Если ты меня любишь (Доронина) - страница 47

— Где ты шляешься до сих пор? Я же сказал: заеду через два часа. Шалава, она и есть шалава. Пошли, — прошипел здоровенный парень, в котором похолодевшая Женька узнала шофера, по совместительству выполнявшего роль охранника и сутенера. Он крепко схватил ее за руку и так резко потянул за собой, что Женька невольно сделала несколько шагов следом.

— В чем дело? — спросил Алексей, выступая вперед.

— Не твое дело.

— А ну-ка, отпусти девочку, парень.

— Что? А ты кто такой?

— Неважно.

— Прохожий? Ну и вали отсюда, пока я тебе рыло не начистил.

— Допустим, не прохожий. Допустим, муж.

— Ха! — осклабился верзила, снова дергая Женьку. — Муж! Кому-нибудь другому это залепи! У шлюх мужей не бывает.

Больше в дискуссии Алексей участия не принимал — коротко размахнувшись, он впечатал кулак прямо в центр отвратительной физиономии. Ответный удар не заставил себя долго ждать. Женька не успела опомниться, как оба противника, сцепившись, покатились по земле. Пес с рычанием наскакивал на клубок тел, но от этого было мало толку.
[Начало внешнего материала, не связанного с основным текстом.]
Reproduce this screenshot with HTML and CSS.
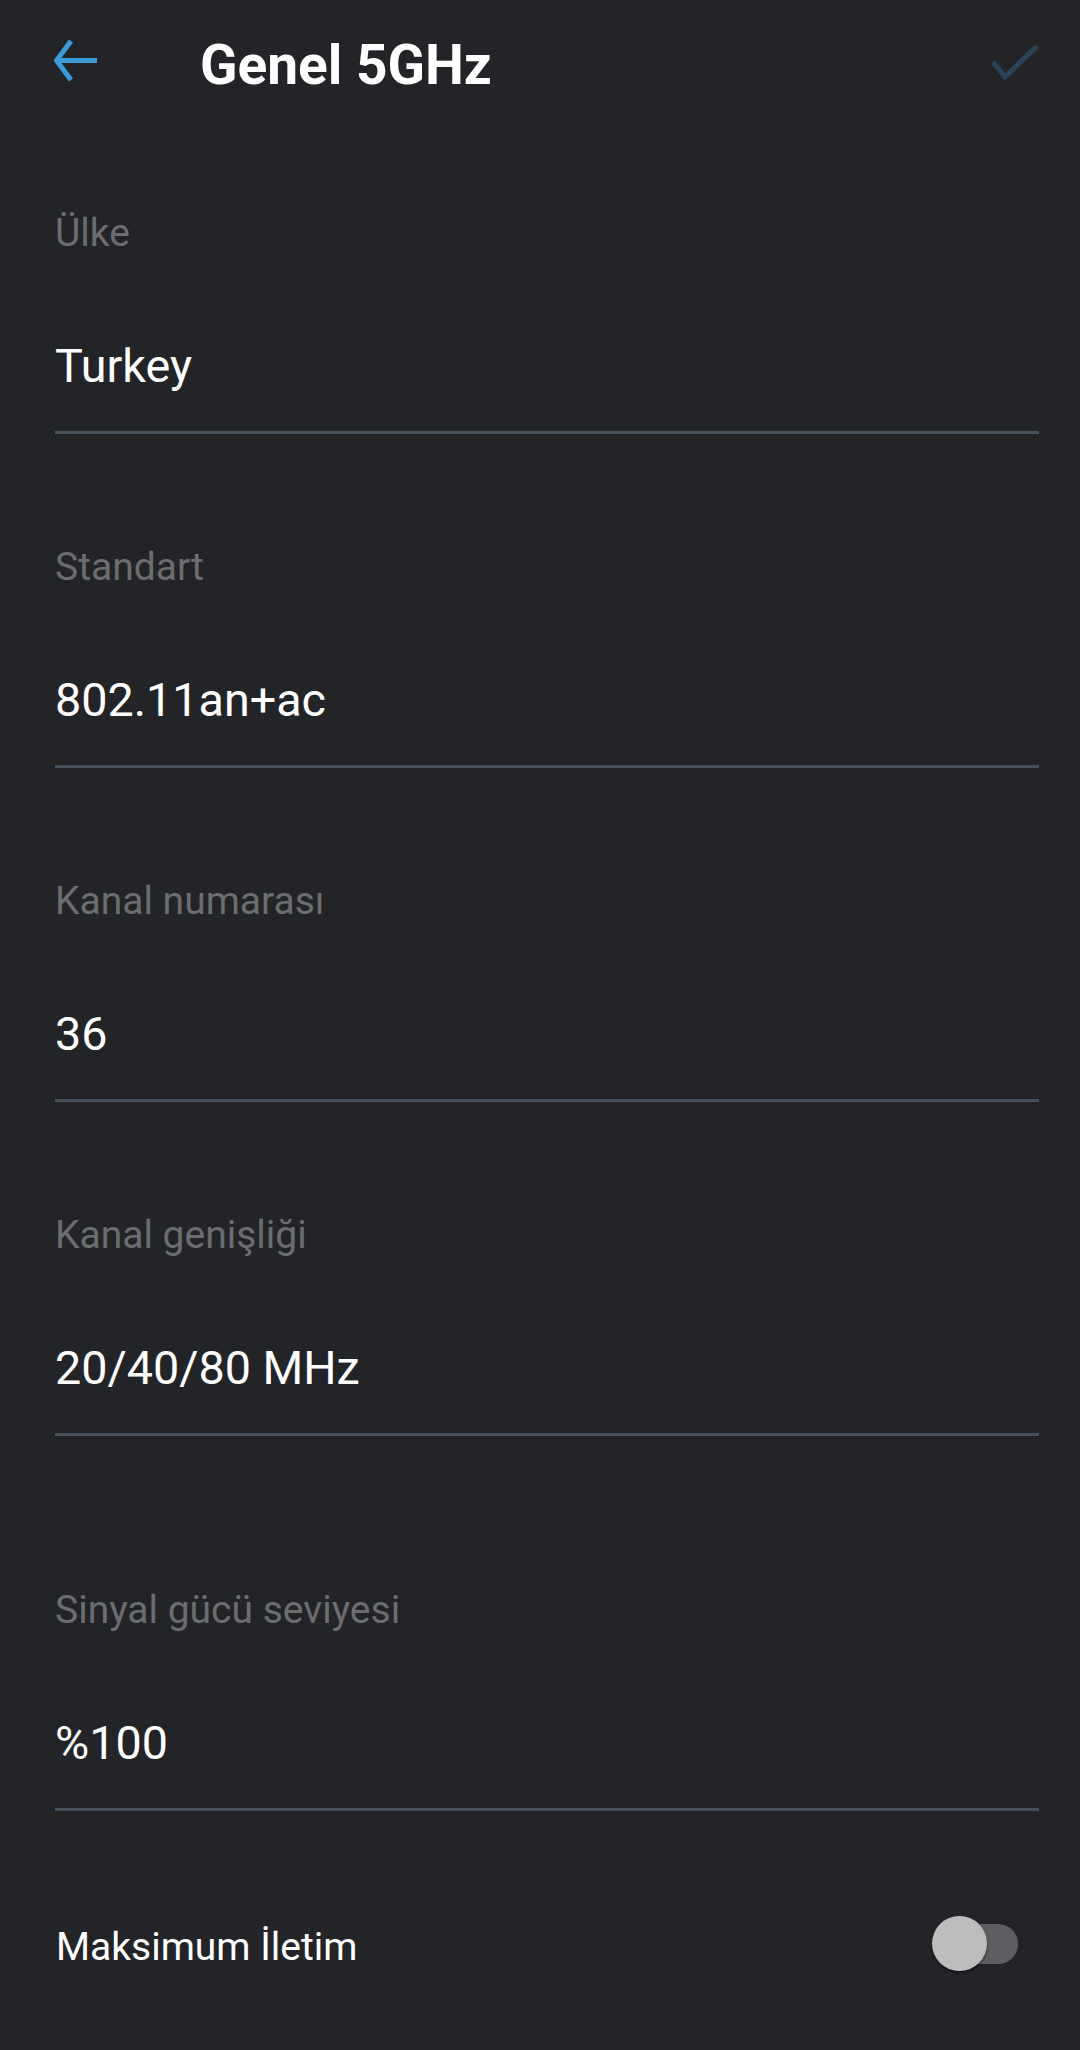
FILE: index.html
```html
<!DOCTYPE html>
<html lang="tr">
<head>
<meta charset="utf-8">
<title>Genel 5GHz</title>
<link rel="stylesheet" href="styles.css">
</head>
<body>
<div class="screen">
  <header class="topbar">
    <svg class="back" width="44" height="44" viewBox="0 0 44 44" aria-hidden="true">
      <path d="M17 2 L2.5 21.5 L17 41 M2.5 21.5 H43" fill="none" stroke="#3d9ad8" stroke-width="5" stroke-linejoin="miter"/>
    </svg>
    <h1 class="title">Genel 5GHz</h1>
    <svg class="check" width="50" height="40" viewBox="0 0 50 40" aria-hidden="true">
      <path d="M3 18 L15 33 L47 2" fill="none" stroke="#2b4356" stroke-width="5"/>
    </svg>
  </header>

  <div class="field">
    <div class="label">Ülke</div>
    <div class="value">Turkey</div>
  </div>
  <div class="field">
    <div class="label">Standart</div>
    <div class="value">802.11an+ac</div>
  </div>
  <div class="field">
    <div class="label">Kanal numarası</div>
    <div class="value">36</div>
  </div>
  <div class="field">
    <div class="label">Kanal genişliği</div>
    <div class="value">20/40/80 MHz</div>
  </div>
  <div class="field field-spaced">
    <div class="label">Sinyal gücü seviyesi</div>
    <div class="value">%100</div>
  </div>

  <div class="switch-row">
    <span class="switch-label">Maksimum İletim</span>
    <span class="switch">
      <span class="track"></span>
      <span class="knob"></span>
    </span>
  </div>
</div>
</body>
</html>
```

FILE: styles.css
```css
html, body {
  margin: 0;
  padding: 0;
  background: #232428;
}

body {
  font-family: Roboto, "Noto Sans", "Liberation Sans", sans-serif;
  color: #ffffff;
}

.screen {
  width: 1080px;
  min-height: 2050px;
  background: #232428;
}

.topbar {
  display: flex;
  align-items: flex-start;
  height: 100px;
  padding-left: 54px;
  padding-right: 40px;
  box-sizing: border-box;
}

.back {
  display: block;
  margin-top: 39px;
  flex: none;
}

.title {
  margin: 37px 0 0 102px;
  font-size: 55px;
  line-height: 56px;
  font-weight: 700;
  color: #ffffff;
}

.check {
  display: block;
  margin-left: auto;
  margin-top: 44px;
  flex: none;
}

.field {
  margin: 0 41px 0 55px;
  padding-top: 109px;
  border-bottom: 3px solid #46525c;
}

.field-spaced {
  padding-top: 150px;
}

.label {
  font-size: 39px;
  line-height: 48px;
  color: #6c6d70;
}

.value {
  margin-top: 81px;
  padding-bottom: 37px;
  font-size: 46.7px;
  line-height: 56px;
  color: #ffffff;
}

.switch-row {
  display: flex;
  align-items: center;
  justify-content: space-between;
  margin: 108px 62px 0 56px;
  height: 56px;
}

.switch-label {
  font-size: 39px;
  line-height: 56px;
  color: #ffffff;
}

.switch {
  position: relative;
  width: 86px;
  height: 56px;
  flex: none;
  margin-top: -6px;
}

.track {
  position: absolute;
  right: 0;
  top: 8px;
  width: 72px;
  height: 40px;
  border-radius: 20px;
  background: #5d5e62;
}

.knob {
  position: absolute;
  left: 0;
  top: 0;
  width: 55px;
  height: 55px;
  border-radius: 50%;
  background: #bdbdbd;
  box-shadow: 0 2px 3px rgba(0, 0, 0, 0.45);
}
```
— Мама! — крикнула Женька. «При чем тут мама?!» — сверкнуло у нее в мозгу в следующую секунду. Она быстро оглянулась: кирпич, туба, сучковатая палка — в этой ситуации подошло бы все, что угодно, но ничего этого под руку просто не попадалось! Проклятые дворники! А ведь еще вчера двор был просто захламлен — ведь она разбила стекло машины Алексея первым попавшимся в руки камнем!

— Шаххх! — так или примерно так вдруг выдохнул враг, отпадая от Алексея. Быстро перекатился на бок, вскочил. И кинулся прочь, сопровождаемый по пятам захлебывающимся от лая спаниелем.

А Алексей остался лежать на земле, схватившись обеими руками за живот и нелепо подогнув ноги. Замерев на месте, Женька смотрела, как сквозь его пальцы, маслянисто поблескивая в свете фонарей, вытекает темная жидкость.

Кровь…

* * *

Час.

Еще час.

Два часа.

Большие часы с маятником отбивают время так равнодушно, так спокойно, как будто ничего не случилось.

Как будто они не знают, что земля ушла из-под ног, и едва обретенное счастье с хрупкой надеждой на любовь разлетелось в осколки, и эти осколки рухнули в черную бездну страшной, страшной, страшной твоей вины.

«Это я во всем виновата… Только я одна, одна я — во всем… Если бы не дернул меня черт пойти туда, в тот дом мамы Вики — ничего бы не случилось… Не случилось бы ничего…»

Вот уже пять часов подряд, не чувствуя затекших рук и ног, Женька сидела в тиши больничного коридора и вслушивалась, все время только вслушивалась, не идут ли к ней врач или хотя бы медсестра. Но белый чистый коридор был пуст и бездушен. И только большие часы с маятником отбивали время так равнодушно, так спокойно, как будто ничего не случилось.